“No plans to close or downgrade Foxboro plants” — IPS

Source: ControlGlobal.com

By Andrew Bond, Industrial Automation Insider

May 17, 2009

Invensys Process Systems (IPS) has moved to scotch rumors prompted by last year’s headquarters move to Plano, Texas, that it is about to close its facilities in Foxboro, Mass., by stressing how it is poised to benefit from the upcoming global expansion of nuclear power. The former Foxboro was one of the few process automation and instrumentation companies to retain a nuclear capability during the decades when nuclear power was a dirty word, and now expects to cash in as the technology comes back into favour, principally because it is the only credible carbon free source of base load power.  

Integral to operations

Following a journalist briefing and tour of IPS’ Foxboro plants, director of media operations Tom Clary was quoted by The Sun Chronicle, the local paper for the Foxboro region, as saying that “IPS continues to consider Foxboro an integral part of its operations” and that “there are no plans to close or downgrade the local plant.” Indeed, far from shutting up shop in Foxboro, IPS is reported as saying that it could hire up to 100 additional engineers and managers to support a new “Center for Nuclear Excellence” to handle the $250m contact it recently won to supply the automation systems and associated simulation, critical control and safety systems for two new nuclear power stations in China.  

The paper quotes IPS vice president for nuclear delivery Jack Souza as saying that efforts are already under way to staff up for nuclear operations. IPS is also reported to be creating a new nuclear engineering and support center in Foxboro and a similar facility in Irvine, Calif., home to IPS’ Wonderware operation.
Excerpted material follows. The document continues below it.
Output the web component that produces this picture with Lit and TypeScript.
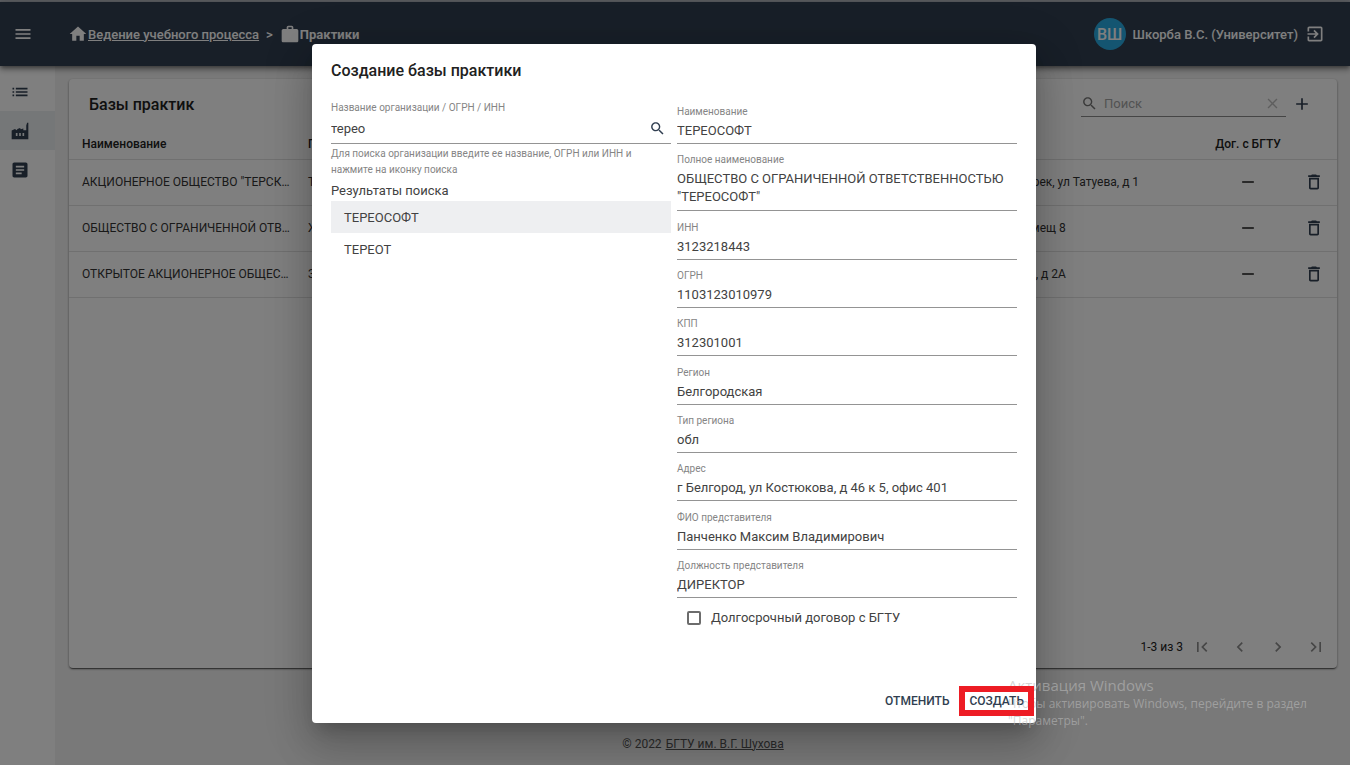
import { LitElement, html, css, svg } from "lit";
import { customElement, property } from "lit/decorators.js";

const ICONS: Record<string, string> = {
  menu: "M3 18h18v-2H3v2zm0-5h18v-2H3v2zm0-7v2h18V6H3z",
  home: "M10 20v-6h4v6h5v-8h3L12 3 2 12h3v8z",
  work: "M10 2h4c1.1 0 2 .9 2 2v2h4c1.1 0 2 .9 2 2v12c0 1.1-.9 2-2 2H4c-1.1 0-2-.9-2-2V8c0-1.1.9-2 2-2h4V4c0-1.1.9-2 2-2zm0 4h4V4h-4z",
  exit: "M10.09 15.59L11.5 17l5-5-5-5-1.41 1.41L12.67 11H3v2h9.67l-2.58 2.59zM19 3H5c-1.11 0-2 .9-2 2v4h2V5h14v14H5v-4H3v4c0 1.1.89 2 2 2h14c1.1 0 2-.9 2-2V5c0-1.1-.9-2-2-2z",
  list: "M3 13h2v-2H3v2zm0 4h2v-2H3v2zm0-8h2V7H3v2zm4 4h14v-2H7v2zm0 4h14v-2H7v2zM7 7v2h14V7H7z",
  factory: "M2 22V11.500l4-2 2 1.500 1-1.500 3-1 1 1.500 3-1v2h3.500V5.500l1-3.500H22v20zM7 14.500v3.500h2v-3.500zm4 0v3.500h2v-3.500zm4 0v3.500h2v-3.500z",
  article: "M19 3H5c-1.100 0-2 .9-2 2v14c0 1.100.9 2 2 2h14c1.100 0 2-.9 2-2V5c0-1.100-.9-2-2-2zm-5 14H7v-2h7v2zm3-4H7v-2h10v2zm0-4H7V7h10v2z",
  search: "M15.500 14h-.79l-.28-.27C15.410 12.590 16 11.110 16 9.500 16 5.910 13.090 3 9.500 3S3 5.910 3 9.500 5.910 16 9.500 16c1.610 0 3.090-.59 4.230-1.570l.27.28v.79l5 4.990L20.490 19l-4.990-5zm-6 0C7.010 14 5 11.990 5 9.500S7.010 5 9.500 5 14 7.010 14 9.500 11.990 14 9.500 14z",
  clear: "M19 6.410L17.590 5 12 10.590 6.410 5 5 6.410 10.590 12 5 17.590 6.410 19 12 13.410 17.590 19 19 17.590 13.410 12z",
  add: "M19 13h-6v6h-2v-6H5v-2h6V5h2v6h6v2z",
  minus: "M19 13H5v-2h14v2z",
  trash: "M6 19c0 1.100.9 2 2 2h8c1.100 0 2-.9 2-2V7H6v12zM8 9h8v10H8V9zm7.500-5l-1-1h-5l-1 1H5v2h14V4z",
  first: "M18.410 16.590L13.820 12l4.590-4.590L17 6l-6 6 6 6zM6 6h2v12H6z",
  prev: "M15.410 7.410L14 6l-6 6 6 6 1.410-1.410L10.830 12z",
  next: "M10 6L8.590 7.410 13.170 12l-4.580 4.590L10 18l6-6z",
  last: "M5.590 7.410L10.180 12l-4.590 4.590L7 18l6-6-6-6zM16 6h2v12h-2z",
};

@customElement("app-icon")
class AppIcon extends LitElement {
  @property() name = "";
  static styles = css`
    :host { display: inline-flex; width: 20px; height: 20px; flex: none; }
    svg { width: 100%; height: 100%; fill: currentColor; }
  `;
  render() {
    return html`<svg viewBox="0 0 24 24" aria-hidden="true">${svg`<path fill-rule="evenodd" d=${ICONS[this.name]}></path>`}</svg>`;
  }
}

interface Field { id: string; label: string; value: string; long?: boolean; }

const FIELDS: Field[] = [
  { id: "name", label: "Наименование", value: "ТЕРЕОСОФТ" },
  { id: "full", label: "Полное наименование", value: "ОБЩЕСТВО С ОГРАНИЧЕННОЙ ОТВЕТСТВЕННОСТЬЮ \"ТЕРЕОСОФТ\"", long: true },
  { id: "inn", label: "ИНН", value: "3123218443" },
  { id: "ogrn", label: "ОГРН", value: "1103123010979" },
  { id: "kpp", label: "КПП", value: "312301001" },
  { id: "region", label: "Регион", value: "Белгородская" },
  { id: "rtype", label: "Тип региона", value: "обл" },
  { id: "address", label: "Адрес", value: "г Белгород, ул Костюкова, д 46 к 5, офис 401" },
  { id: "person", label: "ФИО представителя", value: "Панченко Максим Владимирович" },
  { id: "post", label: "Должность представителя", value: "ДИРЕКТОР" },
];

const ROWS = [
  { name: "АКЦИОНЕРНОЕ ОБЩЕСТВО \"ТЕРСК…", full: "ТЕРЕК", address: "гп Терек, ул Татуева, д 1" },
  { name: "ОБЩЕСТВО С ОГРАНИЧЕННОЙ ОТВ…", full: "ЖБК", address: "8, помещ 8" },
  { name: "ОТКРЫТОЕ АКЦИОНЕРНОЕ ОБЩЕС…", full: "ЗАВОД", address: "Мира, д 2А" },
];

@customElement("app-root")
class AppRoot extends LitElement {
  static styles = css`
    :host {
      display: block;
      position: relative;
      min-height: 100vh;
      font-family: Roboto, "Noto Sans", sans-serif;
      font-size: 13px;
      color: #212121;
    }
    * { box-sizing: border-box; }
    button, input, textarea { font: inherit; color: inherit; background: none; border: 0; padding: 0; margin: 0; outline: 0; border-radius: 0; }
    button { display: inline-flex; align-items: center; justify-content: center; cursor: pointer; }
    a { color: inherit; }
    h1, h2, p, ul { margin: 0; padding: 0; list-style: none; }
    .page { display: flex; flex-direction: column; min-height: 100vh; background: #f3f3f3; border-top: 2px solid #5c5e62; }
    .topbar {
      display: flex; align-items: center; height: 64px; padding: 0 25px 0 13px;
      background: #303e50; color: #fff; font-weight: 500; position: relative;
      box-shadow: 0 2px 4px -1px rgba(0,0,0,.4), 0 4px 5px rgba(0,0,0,.2), 0 1px 10px rgba(0,0,0,.2);
    }
    .crumbs { display: flex; align-items: center; flex: 1; margin-left: 35px; }
    .crumbs .sep { padding: 0 7px; }
    .crumbs b { font-weight: 700; }
    .user { display: flex; align-items: center; gap: 7px; }
    .avatar { display: grid; place-items: center; width: 32px; height: 32px; border-radius: 50%; background: #29abe2; font-size: 16px; }
    .body { display: flex; flex: 1; }
    .side { width: 55px; background: #fff; padding-top: 6px; display: flex; flex-direction: column; }
    .side a { display: flex; align-items: center; height: 39px; padding-left: 10px; color: #303e50; }
    .side a.on { background: #ebeef0; }
    .main { flex: 1; min-width: 0; display: flex; flex-direction: column; padding: 13px 13px 0 14px; }
    .card { flex: 1; display: flex; flex-direction: column; background: #fff; border-radius: 4px; box-shadow: 0 2px 1px -1px rgba(0,0,0,.4), 0 1px 2px rgba(0,0,0,.3), 0 1px 3px rgba(0,0,0,.2); }
    .tools { display: flex; align-items: center; height: 50px; padding: 0 25px 0 20px; }
    .tools h1 { flex: 1; font-size: 16px; font-weight: 500; }
    .search { display: flex; align-items: center; width: 205px; height: 26px; border-bottom: 1px solid #8a8a8a; color: #757575; margin-right: 6px; }
    .search app-icon { width: 17px; height: 17px; }
    .search input { flex: 1; min-width: 0; margin-left: 6px; }
    .search input::placeholder { color: #a5a5a5; opacity: 1; }
    .search button { width: 28px; color: #bdbdbd; }
    .dark { color: #303e50; }
    table { width: 100%; table-layout: fixed; border-collapse: collapse; font-size: 12px; }
    th, td { text-align: left; padding: 0 13px; border-bottom: 1px solid #e0e0e0; white-space: nowrap; }
    th { height: 30px; font-weight: 500; }
    td { height: 46px; color: #333; }
    .c1 { width: 226px; } .c3 { width: 213px; } .c4 { width: 86px; } .c5 { width: 46px; }
    th.mid, td.mid, td.act { padding: 0; text-align: center; }
    td app-icon, td button { vertical-align: middle; }
    .pager { display: flex; align-items: center; justify-content: flex-end; height: 42px; margin-top: auto; padding-right: 2px; font-size: 12px; }
    .pager button { width: 38px; color: #8d8d8d; }
    .foot { display: flex; align-items: center; justify-content: center; gap: 4px; height: 97px; padding-top: 54px; font-size: 12px; color: #555; }
    .backdrop { position: absolute; inset: 2px 0 0 0; padding-right: 2px; background: rgba(0,0,0,.5); display: flex; align-items: center; justify-content: center; }
    .dialog {
      display: flex; flex-direction: column; width: 724px; max-width: 96%; background: #fff; border-radius: 4px; padding: 17px 19px 7px; color: #424242;
      box-shadow: 0 11px 15px -7px rgba(0,0,0,.2), 0 24px 38px 3px rgba(0,0,0,.14), 0 9px 46px 8px rgba(0,0,0,.12);
    }
    .dialog h2 { font-size: 16px; line-height: 20px; font-weight: 500; color: #212121; }
    .cols { display: grid; grid-template-columns: 1fr 1fr; gap: 6px; min-height: 605px; }
    .left { padding-top: 20px; }
    .right { padding-top: 24px; display: flex; flex-direction: column; }
    .fields { display: flex; flex-direction: column; justify-content: space-between; min-height: 493px; }
    .field { display: flex; flex-direction: column; border-bottom: 1px solid #949494; }
    .field label { font-size: 10px; line-height: 13px; color: #858585; }
    .field input, .field textarea { display: block; width: 100%; line-height: 18px; height: 18px; resize: none; overflow: hidden; }
    .right .field { height: 39px; gap: 4px; }
    .right .field.long { height: 58px; }
    .field textarea { height: 36px; }
    .find { display: flex; align-items: center; height: 29px; }
    .find button { width: 30px; height: 28px; }
    .find app-icon { width: 17px; height: 17px; }
    .hint { font-size: 10px; line-height: 16px; color: #858585; padding-top: 2px; }
    .found { line-height: 20px; padding-top: 3px; }
    .results button { width: 100%; height: 32px; padding: 0 13px; justify-content: flex-start; }
    .results button.on { background: #eeeff1; }
    .tick { display: flex; align-items: center; gap: 10px; padding: 12px 0 0 10px; }
    .tick input { appearance: none; width: 14px; height: 14px; border: 2px solid #6c6c6c; border-radius: 2px; }
    .actions { display: flex; justify-content: flex-end; align-items: center; height: 30px; margin: auto -17px 0 0; font-size: 12px; font-weight: 500; }
    .actions button { position: relative; height: 30px; padding: 0 10px; color: #303e50; }
    .marked::after { content: ""; position: absolute; z-index: 3; inset: 0; border: 6px solid #ed1c24; }
    .notice { position: absolute; z-index: 2; right: 40px; bottom: 36px; width: 302px; color: rgba(185,185,185,.6); font-family: "Open Sans", "Noto Sans", sans-serif; font-size: 12px; line-height: 17px; pointer-events: none; }
    .notice strong { display: block; font-weight: 400; font-size: 15px; line-height: 20px; }
  `;

  render() {
    return html`
      <div class="page">
        <header class="topbar">
          <button aria-label="Меню"><app-icon name="menu"></app-icon></button>
          <nav class="crumbs">
            <app-icon name="home"></app-icon><a href="#">Ведение учебного процесса</a>
            <span class="sep">&gt;</span>
            <app-icon name="work"></app-icon><b>Практики</b>
          </nav>
          <div class="user">
            <span class="avatar">ВШ</span><span>Шкорба В.С. (Университет)</span>
            <button aria-label="Выход"><app-icon name="exit"></app-icon></button>
          </div>
        </header>
        <div class="body">
          <nav class="side">
            <a href="#" aria-label="Список"><app-icon name="list"></app-icon></a>
            <a href="#" class="on" aria-label="Базы практик"><app-icon name="factory"></app-icon></a>
            <a href="#" aria-label="Документы"><app-icon name="article"></app-icon></a>
          </nav>
          <main class="main">
            <section class="card">
              <div class="tools">
                <h1>Базы практик</h1>
                <div class="search">
                  <app-icon name="search"></app-icon>
                  <input type="text" placeholder="Поиск" aria-label="Поиск">
                  <button aria-label="Очистить"><app-icon name="clear"></app-icon></button>
                </div>
                <button class="dark" aria-label="Добавить"><app-icon name="add"></app-icon></button>
              </div>
              <table>
                <colgroup><col class="c1"><col><col class="c3"><col class="c4"><col class="c5"></colgroup>
                <thead><tr><th>Наименование</th><th>Полное наименование</th><th></th><th class="mid">Дог. с БГТУ</th><th></th></tr></thead>
                <tbody>
                  ${ROWS.map((r) => html`<tr>
                    <td>${r.name}</td><td>${r.full}</td><td>${r.address}</td>
                    <td class="mid"><app-icon name="minus"></app-icon></td>
                    <td class="act"><button class="dark" aria-label="Удалить"><app-icon name="trash"></app-icon></button></td>
                  </tr>`)}
                </tbody>
              </table>
              <div class="pager">
                <span>1-3 из 3</span>
                ${["first", "prev", "next", "last"].map((n) => html`<button aria-label=${n}><app-icon name=${n}></app-icon></button>`)}
              </div>
            </section>
            <footer class="foot"><span>© 2022</span><a href="#">БГТУ им. В.Г. Шухова</a></footer>
          </main>
        </div>
      </div>
      <div class="backdrop">
        <div class="dialog" role="dialog" aria-modal="true" aria-labelledby="title">
          <h2 id="title">Создание базы практики</h2>
          <div class="cols">
            <div class="left">
              <div class="field">
                <label for="query">Название организации / ОГРН / ИНН</label>
                <div class="find">
                  <input id="query" type="text" .value=${"терео"}>
                  <button class="dark" aria-label="Найти"><app-icon name="search"></app-icon></button>
                </div>
              </div>
              <p class="hint">Для поиска организации введите ее название, ОГРН или ИНН и нажмите на иконку поиска</p>
              <p class="found">Результаты поиска</p>
              <ul class="results">
                <li><button class="on">ТЕРЕОСОФТ</button></li>
                <li><button>ТЕРЕОТ</button></li>
              </ul>
            </div>
            <div class="right">
              <div class="fields">
                ${FIELDS.map((f) => html`<div class="field ${f.long ? "long" : ""}">
                  <label for=${f.id}>${f.label}</label>
                  ${f.long
                    ? html`<textarea id=${f.id} rows="2" .value=${f.value}></textarea>`
                    : html`<input id=${f.id} type="text" .value=${f.value}>`}
                </div>`)}
              </div>
              <div class="tick"><input id="longterm" type="checkbox"><label for="longterm">Долгосрочный договор с БГТУ</label></div>
            </div>
          </div>
          <div class="actions">
            <button>ОТМЕНИТЬ</button>
            <button class="marked">СОЗДАТЬ</button>
          </div>
        </div>
      </div>
      <aside class="notice"><strong>Активация Windows</strong>Чтобы активировать Windows, перейдите в раздел "Параметры".</aside>
    `;
  }
}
According to Souza, it also has plans to establish similar facilities around the world as required.  

Nuclear prospects

IPS is hoping to win a further share of the developing nuclear power program in China, where the aim is for nuclear to provide 5% of power supplies by 2020. That would require the construction of between 30 and 40 reactors at a rate of two power stations a year, each with four GW level reactors, to bring total nuclear capacity up to 70GW by 2020.  

It also anticipates winning a significant share of upcoming nuclear power plant refurbishment work, particularly in the U.S. where more than 100 operational facilities are between 20 and 25 years old. Similar opportunities exist in Europe, including in the U.K. where EDF is committed to the construction of four new plants, the first due on stream by 2017, as part of U.K. government plans to build a total of eight new nuclear plants, mostly on existing sites, by 2025. These will replace the ageing Magnox and Advanced Gas-cooled Reactor (AGR) plants, most of which are likely to be decommissioned by 2020.  

IPS’s nuclear ambitions in China have been further boosted by its receipt of a “Letter of Confirmation on the Registration in the People’s Republic of China of Overseas Organizations Associated with Civil Nuclear Safety Equipment.” Colloquially known as “HAF604 Certification,” the Letter of Confirmation from the National Nuclear Safety Administration qualifies the company to supply critical safety and control systems and technology for civil nuclear equipment. IPS is one of the first foreign nuclear power automation companies to obtain the certification which is required by any overseas organization working or seeking to work with civil nuclear facilities. Companies are prohibited from working on civil nuclear safety equipment without the Letter or without observing the categories or scopes of the activities regulated by it.  

The certification coincides with IPS opening a new 18,300m2 facility in Shanghai, its largest in the region. Included are an engineering excellence center, modernized staging area, technology showcase centere and a training and customer support service center, together with the company’s regional sales and operations headquarters.